Des fêtes pas si drôles
Noël 2024. Depuis des semaines, je me réjouis à la perspective de passer la veillée de Noël avec ma famille. Et nous y voici. Mais je suis d’une humeur triste sans raison identifiée. Je n’arrive pas à sourire ni à rester concentrée sur les conversations. Au bout de deux heures d’effort, je jette l’éponge. Je m’installe dans un fauteuil à l’écart, où je n’ai pas besoin d’afficher un sourire forcé. Ce n’est pas ainsi que j’avais imaginé cette soirée, mais il n’y a visiblement rien à faire.
Le lendemain, tout cela me donne à réfléchir… En vérité, cela fait plusieurs semaines que je suis dans un état étrange : tout va plutôt bien dans ma vie et pourtant je ressens une vague tristesse inexpliquée. Quelques jours plus tard, c’est le réveillon du Nouvel An. Cette fois, je passe une très chouette soirée. Mais aux douze coups de minuit, je vois tout le monde s’embrasser en se souhaitant une bonne année, et je ressens une répulsion et une sensation d’absurdité… Adolescente et jeune adulte, je détestais cette tradition, que je trouvais totalement dépourvue de sens. Cela faisait longtemps que je n’avais plus ressenti ce dégoût. Mais ce soir-là, il me reprend. Que m’arrive-t-il ?
Tout va bien ?
J’éprouve une sorte de sentiment d’échec. Comment puis-je me sentir ainsi alors que je pratique le Tao? Et surtout à un moment où tant de beaux accomplissements ont lieu, principalement la sortie de mon premier livre. Hmmm… plein de belles choses, certes. Mais aussi beaucoup de situations difficiles, de doutes et d’angoisses. Mes projets, aussi beaux soient-ils, représentent une grande responsabilité et une charge énorme pèse sur mes seules épaules. Je me rends de plus en plus visible, ce qui génère certaines peurs et de mauvaises nuits. J’ai en outre attrapé la grippe de mes enfants et je me sens physiquement mal.
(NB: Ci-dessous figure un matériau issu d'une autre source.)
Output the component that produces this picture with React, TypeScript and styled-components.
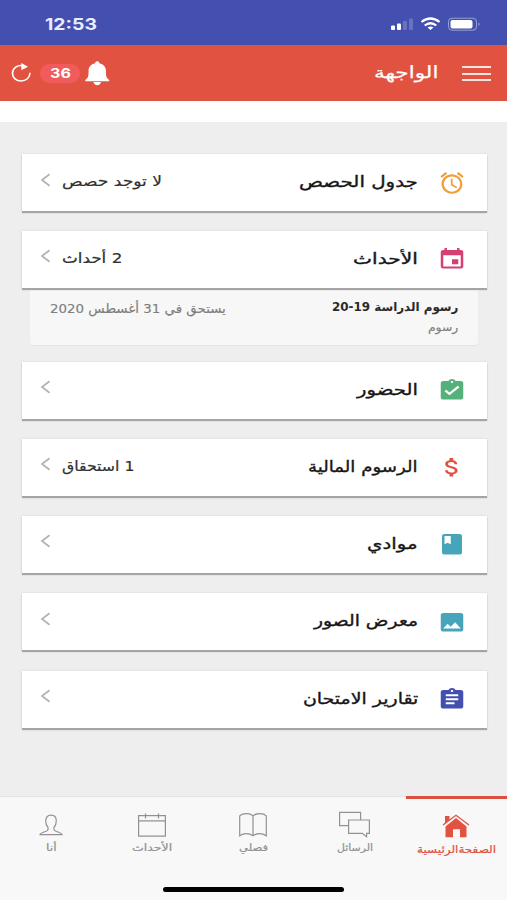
import React, { useLayoutEffect, useRef, useState } from "react";
import styled, { createGlobalStyle } from "styled-components";
import type { IconType } from "react-icons";
import {
  MdAlarm,
  MdAssignment,
  MdAssignmentTurnedIn,
  MdAttachMoney,
  MdClass,
  MdEvent,
  MdImage,
} from "react-icons/md";

const GlobalStyle = createGlobalStyle`
  * { box-sizing: border-box; }
  body {
    margin: 0;
    background: #eeeeee;
    font-family: "DejaVu Sans", "Noto Sans", sans-serif;
  }
`;

const Screen = styled.div`
  width: 507px;
  height: 900px;
  display: flex;
  flex-direction: column;
  overflow: hidden;
  background: #eeeeee;
`;

/* ---------- text that fills a given width ---------- */

type LabelProps = {
  $w: number;
  $size: number;
  $color?: string;
  $bold?: boolean;
  $font?: string;
  $shift?: number;
  $stroke?: number;
};

const LabelBox = styled.span<LabelProps>`
  display: block;
  flex: none;
  width: ${(p) => p.$w}px;
  margin-top: ${(p) => p.$shift ?? 0}px;
  font-size: ${(p) => p.$size}px;
  line-height: 20px;
  font-weight: ${(p) => (p.$bold ? 700 : 400)};
  font-family: ${(p) => p.$font ?? "inherit"};
  color: ${(p) => p.$color ?? "#1c1c1c"};
  -webkit-text-stroke: ${(p) => p.$stroke ?? 0}px currentColor;
`;

const LabelText = styled.span`
  display: inline-block;
  white-space: nowrap;
  transform-origin: 100% 50%;
`;

function Label({ children, ...box }: LabelProps & { children: string }) {
  const ref = useRef<HTMLSpanElement>(null);
  const [scale, setScale] = useState(1);
  useLayoutEffect(() => {
    if (ref.current) setScale(box.$w / ref.current.offsetWidth);
  }, [box.$w, children]);
  return (
    <LabelBox {...box} dir="rtl">
      <LabelText ref={ref} style={{ transform: `scaleX(${scale})` }}>
        {children}
      </LabelText>
    </LabelBox>
  );
}

/* ---------- status bar ---------- */

const StatusBar = styled.div`
  flex: none;
  height: 45px;
  padding: 2px 26px 0 45px;
  display: flex;
  align-items: center;
  justify-content: space-between;
  background: #4350af;
`;

const StatusIcons = styled.svg`
  display: block;
  width: 92px;
  height: 14px;
`;

/* ---------- header ---------- */

const Header = styled.header`
  flex: none;
  height: 56px;
  padding: 0 16px 0 11px;
  display: flex;
  align-items: center;
  justify-content: space-between;
  background: #e25241;
`;

const HeaderGroup = styled.div<{ $gap: number }>`
  display: flex;
  align-items: center;
  gap: ${(p) => p.$gap}px;
`;

const Drawing = styled.svg<{ $w: number; $h: number; $color?: string }>`
  display: block;
  flex: none;
  width: ${(p) => p.$w}px;
  height: ${(p) => p.$h}px;
  color: ${(p) => p.$color ?? "#fff"};
  overflow: visible;
`;

const Badge = styled.span`
  width: 40px;
  height: 19px;
  display: flex;
  align-items: center;
  justify-content: center;
  border-radius: 10px;
  background: #f15b5b;
`;

const Burger = styled.span`
  width: 29px;
  height: 15px;
  margin-top: 1px;
  display: flex;
  flex-direction: column;
  justify-content: space-between;
`;

const BurgerLine = styled.span`
  height: 2px;
  background: #fbe3e0;
`;

const Strip = styled.div`
  flex: none;
  height: 20.5px;
  background: #fff;
`;

/* ---------- list ---------- */

const List = styled.main`
  flex: 1;
  padding: 32.5px 20px 0 22px;
`;

const Card = styled.div<{ $gap: number }>`
  height: 57px;
  margin-bottom: ${(p) => p.$gap}px;
  padding: 0 20px 2px 17px;
  display: flex;
  align-items: center;
  background: #fff;
  box-shadow: 0 2px 1px #a5a5a5, 0 0 2px #d5d5d5;
  position: relative;
`;

const Spacer = styled.span`
  flex: 1;
`;

const ChevronBox = styled.span`
  width: 23px;
  margin-top: -4px;
  flex: none;
`;

const IconSlot = styled.span<{ $w: number; $h: number; $color: string }>`
  width: 30px;
  margin-left: 19px;
  margin-top: 3px;
  flex: none;
  display: flex;
  justify-content: center;
  color: ${(p) => p.$color};
  svg {
    display: block;
    flex: none;
    width: ${(p) => p.$w}px;
    height: ${(p) => p.$h}px;
  }
`;

const Detail = styled.div`
  height: 55px;
  margin: 0 9px 17px 8px;
  padding: 7px 20px 0 20px;
  display: flex;
  justify-content: space-between;
  background: #f7f7f7;
  border-radius: 0 0 3px 3px;
  box-shadow: 0 1px 1px #e2e2e2;
`;

const DetailColumn = styled.div`
  display: flex;
  flex-direction: column;
  align-items: flex-end;
`;

type Row = {
  title: string;
  w: number;
  icon: IconType;
  iw?: number;
  ih?: number;
  color: string;
  note?: string;
  noteW?: number;
  gap: number;
};

const rows: Row[] = [
  { title: "جدول الحصص", w: 119, icon: MdAlarm, iw: 28, ih: 26, color: "#f19d38", note: "لا توجد حصص", noteW: 100, gap: 19.5 },
  { title: "الأحداث", w: 65, icon: MdEvent, color: "#d63f70", note: "2 أحداث", noteW: 60, gap: 2 },
  { title: "الحضور", w: 61, icon: MdAssignmentTurnedIn, color: "#56b07b", gap: 20 },
  { title: "الرسوم المالية", w: 110, icon: MdAttachMoney, color: "#e25241", note: "1 استحقاق", noteW: 72, gap: 20 },
  { title: "موادي", w: 51, icon: MdClass, color: "#46a5ba", gap: 20.5 },
  { title: "معرض الصور", w: 104, icon: MdImage, color: "#46a5ba", gap: 20.5 },
  { title: "تقارير الامتحان", w: 115, icon: MdAssignment, color: "#4350af", gap: 0 },
];

function MenuCard({ row }: { row: Row }) {
  const Icon = row.icon;
  return (
    <Card $gap={row.gap}>
      <ChevronBox>
        <Drawing $w={12} $h={12} $color="#b2b2b2" viewBox="0 0 12 12">
          <path d="M10.500.3 3 6l7.500 5.700" fill="none" stroke="currentColor" strokeWidth="1.7" />
        </Drawing>
      </ChevronBox>
      {row.note && (
        <Label $w={row.noteW ?? 60} $size={14} $color="#303030" $shift={-1} $stroke={0.2}>
          {row.note}
        </Label>
      )}
      <Spacer />
      <Label $w={row.w} $size={15.5} $color="#161616" $shift={1.5} $stroke={0.35}>
        {row.title}
      </Label>
      <IconSlot $w={row.iw ?? 30} $h={row.ih ?? 24.5} $color={row.color}>
        <Icon preserveAspectRatio="none" />
      </IconSlot>
    </Card>
  );
}

/* ---------- tab bar ---------- */

const TabBar = styled.nav`
  flex: none;
  height: 104.5px;
  display: flex;
  flex-direction: column;
  align-items: center;
  justify-content: space-between;
  padding-bottom: 8px;
  background: #f8f8f8;
  border-top: 1px solid #e2e2e2;
`;

const Tabs = styled.div`
  width: 100%;
  display: grid;
  grid-template-columns: repeat(5, 1fr);
  margin-top: -1px;
`;

const Tab = styled.div<{ $active?: boolean }>`
  height: 66px;
  padding-top: 13px;
  display: flex;
  flex-direction: column;
  align-items: center;
  border-top: 3px solid ${(p) => (p.$active ? "#d9503f" : "transparent")};
`;

const HomeIndicator = styled.div`
  width: 181px;
  height: 5px;
  border-radius: 3px;
  background: #000;
`;

const GREY = "#929292";

export default function App() {
  return (
    <>
      <GlobalStyle />
      <Screen>
        <StatusBar>
          <Label $w={52} $size={16} $bold $color="#e9edff" $font='"Inter", sans-serif'>12:53</Label>
          <StatusIcons viewBox="0 0 92 14">
            <g fill="#fff">
              <rect x="2" y="8.5" width="4" height="4.5" rx="1" />
              <rect x="8" y="6.5" width="4" height="6.5" rx="1" />
              <rect x="14" y="4" width="4" height="9" rx="1" opacity=".2" />
              <rect x="20" y="1.5" width="4" height="11.5" rx="1" opacity=".2" />
              <path d="m41.500 13-3-2.500q3-2 6 0z" />
              <rect x="61.500" y="3" width="22" height="8.500" rx="2" />
              <path d="M89.500 5.500q2 1.700 0 3.400z" opacity=".6" />
            </g>
            <g fill="none" stroke="#fff" strokeWidth="2.200">
              <path d="M32.500 5q9-7 18 0" />
              <path d="M35.700 8.500q5.800-4.500 11.600 0" />
            </g>
            <rect x="59.500" y="1.200" width="28" height="12" rx="3.500" fill="none" stroke="#fff" opacity=".45" />
          </StatusIcons>
        </StatusBar>

        <Header>
          <HeaderGroup $gap={5}>
            <HeaderGroup $gap={9}>
              <Drawing $w={20} $h={20} viewBox="0 0 20 20">
                <path d="M12.500 2.800C6.500 1.500 1.500 5 1.500 10.300c0 4.500 3.800 7.700 8.500 7.700 5 0 9-3.300 9-8.200" fill="none" stroke="currentColor" strokeWidth="1.600" />
                <path d="M10.300 0 17 3.800l-6.700 3.500z" fill="currentColor" />
              </Drawing>
              <Badge>
                <Label $w={21} $size={13} $bold $color="#fff" $font='"Inter", sans-serif'>36</Label>
              </Badge>
            </HeaderGroup>
            <Drawing $w={24.5} $h={24.5} viewBox="0 0 26 25" preserveAspectRatio="none">
              <path
                d="M13 .3c1.500 0 2.200.8 2.200 2 4.500.9 7 3.700 7 7.700 0 6 .6 7.500 3.500 9.500v1.200H.3v-1.200c2.900-2 3.500-3.500 3.500-9.500 0-4 2.500-6.800 7-7.700 0-1.200.7-2 2.200-2zM9 21.500h8c-.3 1.800-2 3.200-4 3.200s-3.700-1.400-4-3.200z"
                fill="currentColor"
              />
            </Drawing>
          </HeaderGroup>
          <HeaderGroup $gap={24}>
            <Label $w={64} $size={16.5} $color="#fff" $shift={-1} $stroke={0.25}>الواجهة</Label>
            <Burger>
              <BurgerLine />
              <BurgerLine />
              <BurgerLine />
            </Burger>
          </HeaderGroup>
        </Header>
        <Strip />

        <List>
          {rows.slice(0, 2).map((row) => (
            <MenuCard key={row.title} row={row} />
          ))}
          <Detail>
            <Label $w={176} $size={13} $color="#7e7e7e" $shift={2} $stroke={0.15}>يستحق في 31 أغسطس 2020</Label>
            <DetailColumn>
              <Label $w={126} $size={12} $bold $color="#2a2a2a">رسوم الدراسة 19-20</Label>
              <Label $w={30} $size={11.5} $color="#7e7e7e" $stroke={0.15}>رسوم</Label>
            </DetailColumn>
          </Detail>
          {rows.slice(2).map((row) => (
            <MenuCard key={row.title} row={row} />
          ))}
        </List>

        <TabBar>
          <Tabs>
            <Tab>
              <Drawing $w={24} $h={26} $color={GREY} viewBox="0 0 24 26">
                <path
                  d="M12 3.200c3.500 0 5.300 2.200 5.300 5.800 0 2.700-.9 4.900-2.300 6.500-.6 2.500 0 3.300 2.500 4 3.500 1 5 1.500 5.500 3.200H1c.5-1.700 2-2.200 5.500-3.200 2.500-.7 3.100-1.500 2.500-4-1.400-1.600-2.300-3.800-2.300-6.500 0-3.600 1.800-5.800 5.300-5.800z"
                  fill="none" stroke="currentColor" strokeWidth="1.200"
                />
              </Drawing>
              <Label $w={11} $size={10} $color={GREY} $stroke={0.2}>أنا</Label>
            </Tab>
            <Tab>
              <Drawing $w={28} $h={26} $color={GREY} viewBox="0 0 28 26">
                <path d="M.6 3.700h26.800v20.500H.6zM.6 8.800h26.800M7.500 1.500v5M20.500 1.500v5" fill="none" stroke="currentColor" strokeWidth="1.200" />
              </Drawing>
              <Label $w={40} $size={10} $color={GREY} $stroke={0.2}>الأحداث</Label>
            </Tab>
            <Tab>
              <Drawing $w={28} $h={26} $color={GREY} viewBox="0 0 28 26">
                <path d="M14 3.800C11 .8 3.500.8.7 3.800v20c4-3 9.500-3 13.300 0 3.800-3 9.300-3 13.300 0v-20c-2.800-3-10.300-3-13.300 0zv20" fill="none" stroke="currentColor" strokeWidth="1.200" />
              </Drawing>
              <Label $w={29} $size={10} $color={GREY} $stroke={0.2}>فصلي</Label>
            </Tab>
            <Tab>
              <Drawing $w={31} $h={26} $color={GREY} viewBox="0 0 31 26">
                <path d="M9.600 13.700H.6V.4h21V8" fill="none" stroke="currentColor" strokeWidth="1.200" />
                <path d="M9.600 8h20.800v13.300h-2.800v3.400l-4.400-3.400H9.600z" fill="none" stroke="currentColor" strokeWidth="1.200" />
              </Drawing>
              <Label $w={36} $size={10} $color={GREY} $stroke={0.2}>الرسائل</Label>
            </Tab>
            <Tab $active>
              <Drawing $w={28} $h={26} $color="#e25241" viewBox="0 0 28 26">
                <path d="M3 4h4.500v3.700L3 11.500z M14 6l10.500 8.500v10.700H18v-8h-7v8H3.500V14.500z" fill="currentColor" />
                <path d="m1 12.900 13-9.700 13 9.700" fill="none" stroke="currentColor" strokeWidth="1.300" />
              </Drawing>
              <Label $w={79} $size={10.5} $color="#e25241" $shift={1} $stroke={0.2}>الصفحةالرئيسية</Label>
            </Tab>
          </Tabs>
          <HomeIndicator />
        </TabBar>
      </Screen>
    </>
  );
}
Finalement, peut-être que tout ne va pas si bien. Je fais la liste de ce que je traverse de difficile actuellement et je constate que ma situation est effectivement lourde. Je reçois un premier exemplaire de mon livre par la poste. Ce devrait être un moment excitant et euphorisant. Mais, après l’avoir feuilleté, je le range dans ma bibliothèque et n’en parle à personne. Je crois que, malgré toute la bienveillance de mes proches, tout ceci est trop difficile à assumer.
La vie est une vaste blague
Je lis un livre intitulé «Album de famille». Grâce aux archéologues et paléontologues qui ont reconstitué les squelettes de nos ancêtres, et grâce aux généticiens qui ont étudié leur ADN, des artistes ont pu recréer les traits des premiers hommes, de Lucy à la momie Ötzi en passant par Néandertal. Je tiens donc entre les mains un véritable album photo, reprenant le visage de quinze de ces premiers hommes et femmes. L’auteur raconte leur vie quotidienne et il retrace leur parcours, leur origine, le monde dont ils sont issus et leurs migrations. Plus j’avance dans ma lecture, plus je ressens au fond de moi qui nous sommes et à quel point nous sommes proches de nos ancêtres dans cette longue chaîne généalogique.
Cette mise en perspective sur des millions d’années me fait relativiser les événements sans que je m’en rende compte. Combien de milliers de milliards de personnes ont vécu avant moi, certaines ayant vécu des drames terribles. Mais quelle que soit la gravité du drame, plus personne ne s’en souvient. Tous nos problèmes, si on les place sur l’échelle du temps, sont tellement insignifiants. Et que dire des miens… !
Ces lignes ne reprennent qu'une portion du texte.